Since we are already happy with our training script, we can now run it in AML on a Compute Cluster. Typically you'd probably already have data in Azure Blob or Data Lake, but here we need to simulate it and then registering a Dataset from it. Typically, I'd recommend registering Dataset in the Studio UI:
# Upload data
az ml datastore upload -n workspaceblobstore --src-path ../data-training/ --target-path cli-training-tutorial/
# Register data as Dataset in AML
az ml dataset register -f dataset.json --skip-validation
Next, we can create a Compute Cluster:
az ml computetarget create amlcompute -n cpu-cluster --max-nodes 1 -s STANDARD_D3_V2 --idle-seconds-before-scaledown 1800
Finally, we can run the training on a Compute Cluster:
az ml run submit-script -c config/train-aml -e german-credit-train-amlcompute -t run.json
This will do exactly the same as locally, but everything will happen in Azure.
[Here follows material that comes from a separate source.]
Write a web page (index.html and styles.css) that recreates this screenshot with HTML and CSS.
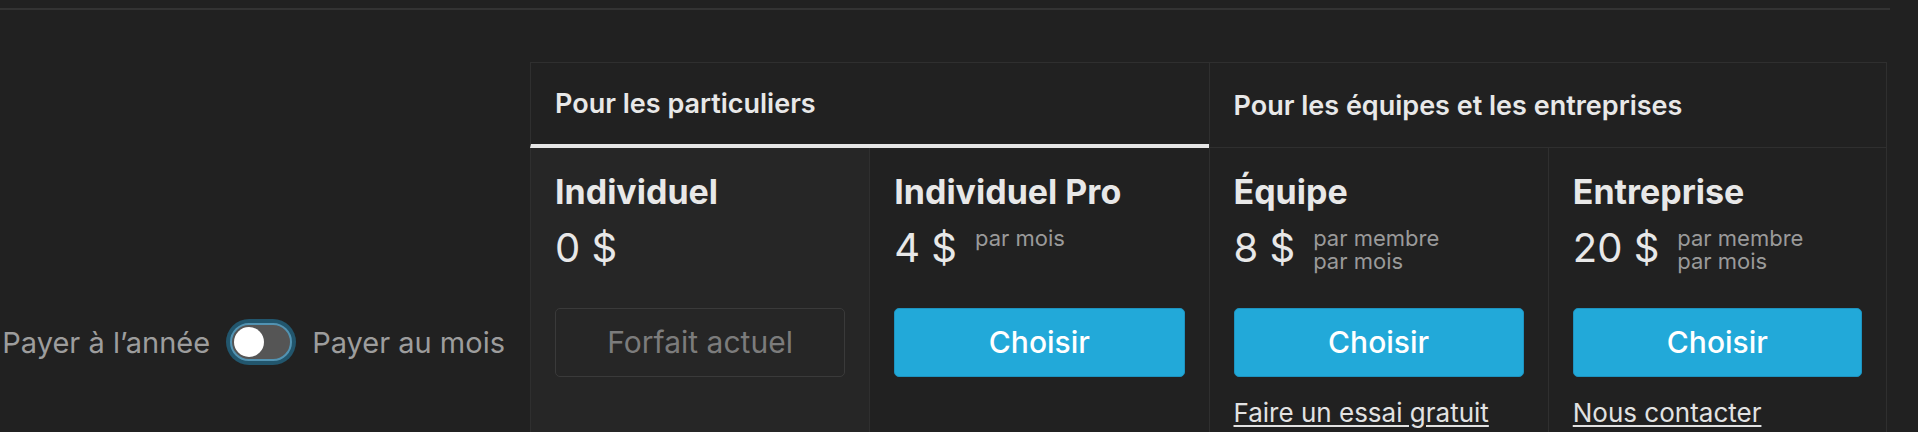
FILE: index.html
```html
<html>
<head>
  <title>Forfaits</title>
  <link rel="stylesheet" href="styles.css">
</head>
<body>
  <div class="topline"></div>

  <div class="pricing">
    <div class="side"></div>
    <div class="group-head group-left">Pour les particuliers</div>
    <div class="group-head group-right">Pour les équipes et les entreprises</div>

    <div class="side"></div>
    <div class="cell info current">
      <div class="plan-name">Individuel</div>
      <div class="price"><span class="amount">0 $</span></div>
    </div>
    <div class="cell info">
      <div class="plan-name">Individuel Pro</div>
      <div class="price"><span class="amount">4 $</span><span class="per">par mois</span></div>
    </div>
    <div class="cell info">
      <div class="plan-name">Équipe</div>
      <div class="price"><span class="amount">8 $</span><span class="per">par membre<br>par mois</span></div>
    </div>
    <div class="cell info last">
      <div class="plan-name">Entreprise</div>
      <div class="price"><span class="amount">20 $</span><span class="per">par membre<br>par mois</span></div>
    </div>

    <div class="side billing">
      <span class="billing-label">Payer à l’année</span>
      <span class="switch"><span class="knob"></span></span>
      <span class="billing-label">Payer au mois</span>
    </div>
    <div class="cell action current"><button class="btn btn-current">Forfait actuel</button></div>
    <div class="cell action"><button class="btn btn-choose">Choisir</button></div>
    <div class="cell action"><button class="btn btn-choose">Choisir</button></div>
    <div class="cell action last"><button class="btn btn-choose">Choisir</button></div>

    <div class="side"></div>
    <div class="cell extra current"></div>
    <div class="cell extra"></div>
    <div class="cell extra"><a href="#" class="plan-link">Faire un essai gratuit</a></div>
    <div class="cell extra last"><a href="#" class="plan-link">Nous contacter</a></div>
  </div>
</body>
</html>
```

FILE: styles.css
```css
body{
    margin:0;
    background:#212121;
    color:#e8e8e8;
    font-family:Inter, "Noto Sans", sans-serif;
}

.topline{
    margin-top:8px;
    margin-right:28px;
    height:2px;
    background:#333;
}

.pricing{
    display:grid;
    grid-template-columns:530px repeat(4, 1fr);
    margin-top:52px;
    margin-right:31px;
}

.group-head{
    grid-column:span 2;
    display:flex;
    align-items:center;
    height:84px;
    padding:0 24px;
    border-top:1px solid #2f2f2f;
    border-left:1px solid #2f2f2f;
    font-size:27px;
    font-weight:600;
    color:#e8e8e8;
    white-space:nowrap;
}
.group-left{
    border-bottom:4px solid #e6e6e6;
    height:81px;
}
.group-right{
    border-right:1px solid #2f2f2f;
    border-bottom:1px solid #2f2f2f;
}

.cell{
    border-left:1px solid #2f2f2f;
    padding-left:24px;
    padding-right:24px;
}
.cell.last{
    border-right:1px solid #2f2f2f;
}
.current{
    background:#262626;
}

.info{
    padding-top:24px;
    padding-bottom:35px;
}

.plan-name{
    font-size:34px;
    font-weight:700;
    line-height:1.2;
}

.price{
    display:flex;
    align-items:flex-start;
    gap:18px;
    margin-top:11px;
}
.amount{
    font-size:40px;
    font-weight:400;
    line-height:48px;
    white-space:nowrap;
}
.per{
    margin-top:3px;
    font-size:22px;
    line-height:23px;
    color:#9a9a9a;
    white-space:nowrap;
}

.btn{
    display:block;
    width:100%;
    height:69px;
    border-radius:5px;
    font-family:Inter, "Noto Sans", sans-serif;
    font-size:30px;
    cursor:pointer;
}
.btn-choose{
    background:#22a9d9;
    border:1px solid #1d93c0;
    color:#fff;
    font-weight:500;
}
.btn-current{
    background:transparent;
    border:1px solid #3a3a3a;
    color:#7c7c7c;
    font-weight:400;
}

.extra{
    padding-top:20px;
    padding-bottom:40px;
}
.plan-link{
    font-size:26px;
    line-height:31px;
    color:#e2e2e2;
    text-decoration:underline;
    text-underline-offset:3px;
}

.billing{
    display:flex;
    align-items:center;
    justify-content:flex-end;
    gap:20px;
    padding-right:25px;
}
.billing-label{
    font-size:29px;
    color:#9d9d9d;
    white-space:nowrap;
}

.switch{
    display:flex;
    align-items:center;
    box-sizing:border-box;
    width:62px;
    height:38px;
    padding:2px;
    border:2px solid #5293b2;
    border-radius:19px;
    background:#555;
    box-shadow:0 0 0 4px #22566d;
    flex-shrink:0;
}
.knob{
    width:30px;
    height:30px;
    border-radius:50%;
    background:#fff;
}
```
The command options are the following:
- The
-c
option specifies the runconfig and points toconfig/train-aml.runconfig
(the extension.runconfig
does not need to be specified). - The
-e
optino refers to the experiment name, under which the run should be logged - The
-t
option outputs a reference to the experiment run (optionnal), which can be used to directly register the model from it.
Let's have a look at the runconfig in detail:
script: train.py # Defines the script we want to run for training
arguments: [--data-path, /data] # Defines the arguments for our training script
target: cpu-cluster # The target Compute Cluster in AML
framework: Python
environment:
environmentVariables:
EXAMPLE_ENV_VAR: EXAMPLE_VALUE
python:
userManagedDependencies: false
interpreterPath: python
condaDependenciesFile: config/conda.yml # Points to our conda environment definition, used by our script
docker:
enabled: true
baseImage: mcr.microsoft.com/azureml/base:intelmpi2018.3-ubuntu16.04
sharedVolumes: true
data:
training_dataset: # Just a placeholder name, that is shown in the Studio UI
dataLocation:
dataset:
name: cli-training-tutorial # Reference the Dataset name
version: 1 # Pick the version
mechanism: download # Select 'mount' or 'download' (use download if data fits in the cluster)
pathOnCompute: /data # Mountpath for the data, passed into arguments (see above)
environmentVariableName: training_dataset
createOutputDirectories: false
overwrite: false
Let's say you want to use mlflow for metric tracking within your code - this means, you code will stay free of import azureml.*
. In this case, we'll use the mlflow-native imports in your train-mlflow.py
import mlflow
import mlflow.sklearn
...
mlflow.sklearn.autolog()
mlflow.log_metric('Train accuracy', train_acc)
...
We can then run the training via:
az ml run submit-script -c config/train-aml-mlflow -e german-credit-train-amlcompute
In this case, have a look at Conda environment config/conda-mlflow.yml
.
For more details on using mflow with AML, see this link.
So in summary, to train a model on AML Compute Cluster, you'll need:
- Your training code
- An AML Compute Cluster
- An AML Dataset with the training data
- A
runconfig
file (job definition) - A conda environment yaml
This will allow you to quickly offload model training to AML.
You can register the model within the run through the following command:
az ml model register --name test-model --asset-path outputs/model.pkl --run-metadata-file run.json
If you want, you can delete the model via:
az ml model delete --model-id test-model:1
❓ Question: How does the Compute Cluster from where it should the training data?
✅ See solution!
This is defined in config/train-aml.runconfig
, in the data
and arguments
section:
data:
training_dataset:
dataLocation:
dataset:
name: cli-training-tutorial # Dataset reference
version: 1 # Pick the version
mechanism: download # Select 'mount' or 'download' (use download if data fits in the cluster)
pathOnCompute: /data # Mountpath for the data, passed into arguments
Then in the arguments
section, we point the script to load the data from /data
:
arguments: [--data-path, /data] # Defines the arguments for our training script
Obviously, this require that our script is able to load the data from a folder and knows how to deal with what's in this folder.